In 1820 Goncharov entered a local boarding school and in 1822, the Moscow Commercial School.

He entered the Moscow University in 1831.


After graduation in 1834, he became a functionary to the governor of Simbirsk, and in 1835 he became a translator at the ministry of Foreign Trade in St. Petersburg.

In 1836 he wrote his first tale, The Lucky Error. His first novel, A Common Story (1847), portraying a new positive type of energetic government official whose workmanlike efficiency is contrasted with the fruitless dreams of a youthful hero, was a great success and was enthusiastically welcomed by the critic Belinsky. In 1849, Goncharov published a sketch for a future novel, Oblomov's Dream, a picture of sleepy country life.
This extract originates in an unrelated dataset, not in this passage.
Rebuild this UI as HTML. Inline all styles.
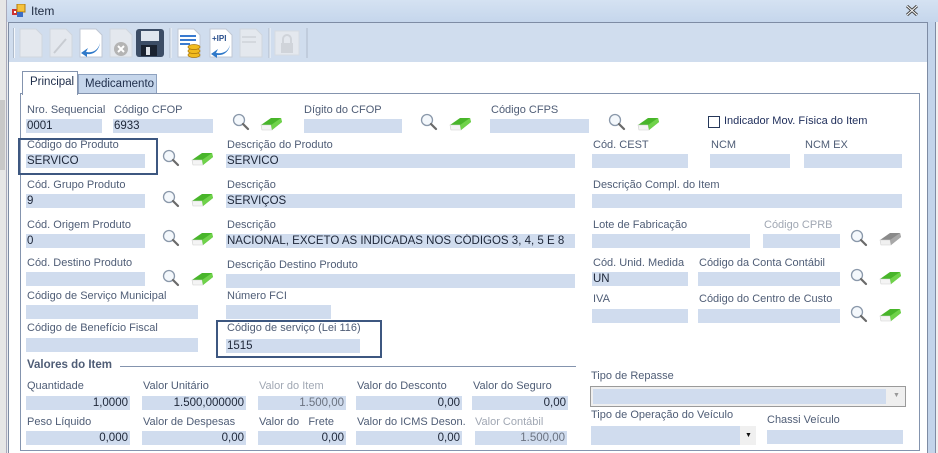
<!DOCTYPE html>
<html><head><meta charset="utf-8"><style>
*{margin:0;padding:0;box-sizing:border-box}
body{width:938px;height:453px;overflow:hidden;background:#e9ecf0;font-family:"Liberation Sans",sans-serif;font-size:11px;position:relative}
div,span{position:absolute}
.l{color:#4f5d76;white-space:nowrap}
.g{color:#a0a7b3}
.f{background:#d0dcee;height:14px;color:#1d2638;line-height:14px;padding-left:1px;white-space:nowrap;overflow:hidden;font-size:11.5px}
.r{text-align:right;padding-right:2px}
.gr{color:#6a7280}
.box{border:2px solid #3d5780}
</style></head><body>
<div style="left:0;top:0;width:7px;height:453px;background:#e6e6e6;border-right:1px solid #aab"></div>
<div style="left:0;top:100px;width:5px;height:70px;background:#c8c8c8"></div>
<div style="left:7px;top:0;width:931px;height:22px;background:linear-gradient(#d5e2f2,#c5d6ec)"></div>
<svg style="position:absolute;left:12px;top:4px" width="14" height="14"><rect x="0" y="5" width="6" height="6" fill="#c33"/><rect x="2" y="7" width="2" height="2" fill="#fff"/><rect x="5" y="0" width="8" height="8" fill="#f5c23c" stroke="#b07a10" stroke-width="1"/><rect x="5" y="8" width="6" height="5" fill="#3b6cc4"/></svg>
<div style="left:31px;top:4px;font-size:12px;color:#1e2a40">Item</div>
<svg style="position:absolute;left:906px;top:5px" width="12" height="11"><path d="M1 1l10 9M11 1l-10 9" stroke="#444" stroke-width="3"/><path d="M1 1l10 9M11 1l-10 9" stroke="#fff" stroke-width="1"/></svg>
<div style="left:927px;top:22px;width:1px;height:431px;background:#7e8ca4"></div>
<div style="left:928px;top:22px;width:7px;height:431px;background:#c3d4ea"></div>
<div style="left:935px;top:22px;width:1px;height:431px;background:#7e8ca4"></div>
<div style="left:936px;top:22px;width:2px;height:431px;background:#f0f0f0"></div>
<div style="left:8px;top:22px;width:919px;height:431px;background:#fff;border-left:1px solid #7e8ca4;border-top:1px solid #7e8ca4"></div>
<div style="left:9px;top:23px;width:918px;height:39px;background:#d0ddee"></div>
<div style="left:13px;top:28px;width:2px;height:30px;background:#f4f7fb;border-left:1px solid #b0bccc"></div>
<svg style="position:absolute;left:18px;top:27px" width="300" height="32">
 <g fill="#e4e8ee" stroke="#d0d6de"><path d="M2 2h16l6 6v22H2z"/><path d="M32 2h16l6 6v22H32z"/></g>
 <path d="M36 26l12-14" stroke="#c8ccd2" stroke-width="2"/>
 <path d="M62 2h16l6 6v22H62z" fill="#fff" stroke="#c0c8d4"/>
 <path d="M82 16c-2 8-8 10-14 9l2-4-7 5 6 4 0-3c7 1 12-4 13-11z" fill="#2f79c9"/>
 <path d="M92 2h16l6 6v22H92z" fill="#e4e8ee" stroke="#d0d6de"/>
 <circle cx="103" cy="22" r="7" fill="#b4b4b4"/><path d="M100 19l6 6M106 19l-6 6" stroke="#fff" stroke-width="2"/>
 <rect x="118" y="2" width="28" height="28" rx="3" fill="#3c4d66"/><rect x="123" y="4" width="18" height="10" fill="#dfe6ef"/><rect x="123" y="18" width="16" height="11" fill="#1a2230"/><rect x="128" y="20" width="4" height="8" fill="#e0e4ea"/>
 <line x1="152" y1="1" x2="152" y2="31" stroke="#b0bccc"/><line x1="153" y1="1" x2="153" y2="31" stroke="#f4f7fb"/>
 <path d="M160 2h16l6 6v22H160z" fill="#fff" stroke="#c0c8d4"/>
 <g fill="#3a7bd0"><rect x="162" y="8" width="16" height="2"/><rect x="162" y="12" width="16" height="2"/><rect x="162" y="16" width="10" height="2"/></g>
 <g fill="#f1bb1f" stroke="#a87408" stroke-width=".7"><ellipse cx="176" cy="28" rx="6" ry="2.5"/><ellipse cx="176" cy="24" rx="6" ry="2.5"/><ellipse cx="176" cy="20" rx="6" ry="2.5"/></g>
 <path d="M192 2h16l6 6v22H192z" fill="#fff" stroke="#c0c8d4"/>
 <text x="194" y="14" font-size="8" font-weight="bold" fill="#2a4f8c" font-family="Liberation Sans">+IPI</text>
 <path d="M212 18c-2 7-8 9-14 8l2-4-7 5 6 4 0-3c7 1 12-4 13-10z" fill="#2f79c9"/>
 <path d="M222 2h16l6 6v22H222z" fill="#e4e8ee" stroke="#d0d6de"/><rect x="224" y="9" width="14" height="2" fill="#d4d8de"/><rect x="224" y="14" width="14" height="2" fill="#d4d8de"/>
 <line x1="251" y1="1" x2="251" y2="31" stroke="#b0bccc"/><line x1="252" y1="1" x2="252" y2="31" stroke="#f4f7fb"/>
 <rect x="257" y="4" width="24" height="24" fill="#e4e8ee" stroke="#d6dbe2"/><rect x="263" y="16" width="12" height="10" fill="#d0d4da"/><path d="M265 16v-4a4 4 0 0 1 8 0v4" fill="none" stroke="#d0d4da" stroke-width="2"/>
 <line x1="289" y1="1" x2="289" y2="31" stroke="#b0bccc"/>
</svg>
<div style="left:78px;top:74px;width:79px;height:20px;background:#c6d6eb;border:1px solid #8fa2bf;border-bottom:none"></div>
<div style="left:85px;top:78px;color:#1e2d4a;font-size:11.5px">Medicamento</div>
<div style="left:20px;top:93px;width:900px;height:358px;border:1px solid #8494ae;background:#fff"></div>
<div style="left:22px;top:71px;width:56px;height:24px;background:#fff;border:1px solid #8494ae;border-bottom:none"></div>
<div style="left:30px;top:76px;color:#1e2d4a;font-size:11.5px">Principal</div>

<div class="l" style="left:27px;top:104px">Nro. Sequencial</div><div class="f" style="left:26px;top:119px;width:76px">0001</div>
<div class="l" style="left:114px;top:104px">Código CFOP</div><div class="f" style="left:113px;top:119px;width:100px">6933</div>
<div class="l" style="left:304px;top:104px">Dígito do CFOP</div><div class="f" style="left:304px;top:119px;width:98px"></div>
<div class="l" style="left:491px;top:104px">Código CFPS</div><div class="f" style="left:490px;top:119px;width:99px"></div>
<div style="left:708px;top:116px;width:12px;height:12px;border:1px solid #26385a;background:#fff"></div>
<div class="l" style="left:724px;top:115px;color:#1e2d5a">Indicador Mov. Física do Item</div>
<div class="box" style="left:18px;top:138px;width:140px;height:37px"></div>
<div class="l" style="left:27px;top:139px">Código do Produto</div><div class="f" style="left:26px;top:154px;width:119px">SERVICO</div>
<div class="l" style="left:227px;top:139px">Descrição do Produto</div><div class="f" style="left:226px;top:154px;width:349px">SERVICO</div>
<div class="l" style="left:593px;top:139px">Cód. CEST</div><div class="f" style="left:592px;top:154px;width:96px"></div>
<div class="l" style="left:711px;top:139px">NCM</div><div class="f" style="left:710px;top:154px;width:80px"></div>
<div class="l" style="left:805px;top:139px">NCM EX</div><div class="f" style="left:804px;top:154px;width:98px"></div>
<div class="l" style="left:27px;top:179px">Cód. Grupo Produto</div><div class="f" style="left:26px;top:194px;width:119px">9</div>
<div class="l" style="left:227px;top:179px">Descrição</div><div class="f" style="left:226px;top:194px;width:349px">SERVIÇOS</div>
<div class="l" style="left:593px;top:179px">Descrição Compl. do Item</div><div class="f" style="left:592px;top:194px;width:310px"></div>
<div class="l" style="left:27px;top:219px">Cód. Origem Produto</div><div class="f" style="left:26px;top:234px;width:119px">0</div>
<div class="l" style="left:227px;top:219px">Descrição</div><div class="f" style="left:226px;top:234px;width:349px">NACIONAL, EXCETO AS INDICADAS NOS CÓDIGOS 3, 4, 5 E 8</div>
<div class="l" style="left:593px;top:219px">Lote de Fabricação</div><div class="f" style="left:592px;top:234px;width:158px"></div>
<div class="l g" style="left:764px;top:219px">Código CPRB</div><div class="f" style="left:763px;top:234px;width:77px"></div>
<div class="l" style="left:27px;top:257px">Cód. Destino Produto</div><div class="f" style="left:26px;top:272px;width:119px"></div>
<div class="l" style="left:227px;top:259px">Descrição Destino Produto</div><div class="f" style="left:226px;top:274px;width:349px"></div>
<div class="l" style="left:593px;top:257px">Cód. Unid. Medida</div><div class="f" style="left:592px;top:272px;width:96px">UN</div>
<div class="l" style="left:699px;top:257px">Código da Conta Contábil</div><div class="f" style="left:698px;top:272px;width:142px"></div>
<div class="l" style="left:27px;top:290px">Código de Serviço Municipal</div><div class="f" style="left:26px;top:305px;width:172px"></div>
<div class="l" style="left:227px;top:290px">Número FCI</div><div class="f" style="left:226px;top:305px;width:105px"></div>
<div class="l" style="left:593px;top:293px">IVA</div><div class="f" style="left:592px;top:309px;width:96px"></div>
<div class="l" style="left:699px;top:293px">Código do Centro de Custo</div><div class="f" style="left:698px;top:309px;width:142px"></div>
<div class="l" style="left:27px;top:322px">Código de Benefício Fiscal</div><div class="f" style="left:26px;top:338px;width:172px"></div>
<div class="box" style="left:216px;top:320px;width:166px;height:38px"></div>
<div class="l" style="left:227px;top:322px">Código de serviço (Lei 116)</div><div class="f" style="left:226px;top:339px;width:134px">1515</div>
<div style="left:27px;top:359px;font-weight:bold;color:#4f5d76;font-size:11.5px">Valores do Item</div>
<div style="left:120px;top:366px;width:456px;height:1px;background:#8494ae"></div>
<div class="l" style="left:27px;top:380px">Quantidade</div><div class="f r" style="left:26px;top:396px;width:104px">1,0000</div>
<div class="l" style="left:143px;top:380px">Valor Unitário</div><div class="f r" style="left:142px;top:396px;width:104px">1.500,000000</div>
<div class="l g" style="left:259px;top:380px">Valor do Item</div><div class="f r gr" style="left:258px;top:396px;width:88px">1.500,00</div>
<div class="l" style="left:357px;top:380px">Valor do Desconto</div><div class="f r" style="left:356px;top:396px;width:106px">0,00</div>
<div class="l" style="left:473px;top:380px">Valor do Seguro</div><div class="f r" style="left:472px;top:396px;width:96px">0,00</div>
<div class="l" style="left:27px;top:416px">Peso Líquido</div><div class="f r" style="left:26px;top:431px;width:104px">0,000</div>
<div class="l" style="left:143px;top:416px">Valor de Despesas</div><div class="f r" style="left:142px;top:431px;width:104px">0,00</div>
<div class="l" style="left:259px;top:416px">Valor do &nbsp;&nbsp;Frete</div><div class="f r" style="left:258px;top:431px;width:88px">0,00</div>
<div class="l" style="left:357px;top:416px">Valor do ICMS Deson.</div><div class="f r" style="left:356px;top:431px;width:106px">0,00</div>
<div class="l g" style="left:475px;top:416px">Valor Contábil</div><div class="f r gr" style="left:475px;top:431px;width:92px">1.500,00</div>
<div class="l" style="left:591px;top:370px">Tipo de Repasse</div>
<div style="left:590px;top:386px;width:316px;height:21px;border:1px solid #9a9a9a;background:#efefef"></div>
<div style="left:593px;top:389px;width:293px;height:15px;background:#d0dcee"></div>
<div style="left:893px;top:392px;font-size:7px;color:#999">▼</div>
<div class="l" style="left:591px;top:409px">Tipo de Operação do Veículo</div>
<div style="left:591px;top:426px;width:149px;height:19px;background:#d0dcee"></div>
<div style="left:740px;top:426px;width:16px;height:19px;background:#f0f0f0"></div>
<div style="left:745px;top:432px;font-size:7px;color:#111">▼</div>
<div class="l" style="left:767px;top:414px">Chassi Veículo</div><div class="f" style="left:767px;top:430px;width:136px"></div>

<svg width="0" height="0" style="position:absolute"><defs>
<g id="mg"><circle cx="7" cy="7" r="5.5" fill="#f4f8fc" stroke="#8a98aa" stroke-width="1.3"/><path d="M11 11l5 5" stroke="#6a6a6a" stroke-width="2.2" stroke-linecap="round"/></g>
<g id="er"><path d="M2 9l10-7h10l1 4-10 8H3z" fill="#48b52a"/><path d="M2 9h10l1 5H3z" fill="#f4f4f4" stroke="#d0d0d0" stroke-width=".6"/><path d="M12 9l10-7 1 4-10 8z" fill="#6fd24a"/></g>
<g id="erg"><path d="M2 9l10-7h10l1 4-10 8H3z" fill="#8a8a8a"/><path d="M2 9h10l1 5H3z" fill="#f0f0f0" stroke="#d0d0d0" stroke-width=".6"/><path d="M12 9l10-7 1 4-10 8z" fill="#a8a8a8"/></g>
</defs></svg>
<svg style="position:absolute;left:0;top:0" width="938" height="453">
<use href="#mg" x="232" y="113"/><use href="#er" x="259" y="116"/>
<use href="#mg" x="420" y="113"/><use href="#er" x="448" y="116"/>
<use href="#mg" x="608" y="113"/><use href="#er" x="636" y="116"/>
<use href="#mg" x="162" y="149"/><use href="#er" x="190" y="151"/>
<use href="#mg" x="162" y="190"/><use href="#er" x="190" y="192"/>
<use href="#mg" x="162" y="229"/><use href="#er" x="190" y="231"/>
<use href="#mg" x="162" y="269"/><use href="#er" x="190" y="271"/>
<use href="#mg" x="850" y="229"/><use href="#erg" x="878" y="231"/>
<use href="#mg" x="850" y="268"/><use href="#er" x="878" y="270"/>
<use href="#mg" x="850" y="305"/><use href="#er" x="878" y="307"/>
</svg>
</body></html>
In 1852 he sailed as a secretary to Admiral Putiatin on the frigate Pallas on a voyage whose object was the establishment of trade relations with Japan, but the Crimean War forced the party to return by land through Siberia. Goncharov published his travel impressions under the title The Frigate Pallas (1858). In 1856 he was appointed a censor at the Ministry of National Education, and at that post he proved a defender of writers' interests. In 1859 his masterpiece, the novel Oblomov, appeared. Its success was immediate, and the very name Oblomov soon became synonymous with the indolence and lack of willpower typical of certain classes of Russian society. In 1865 Goncharov became a member of the Administration of the Press; in 1867 he retired with a pension and with the rank of general. In 1869 he published his last novel, The Precipice, depicting a clash between old and new ideas. Later, he wrote only brief critical reviews and essays, among which the most important is A Million Torments (1872), a brilliant analysis of Griboyedov's comedy The Mischief of Being Clever. Goncharov's novels have been translated into most European languages.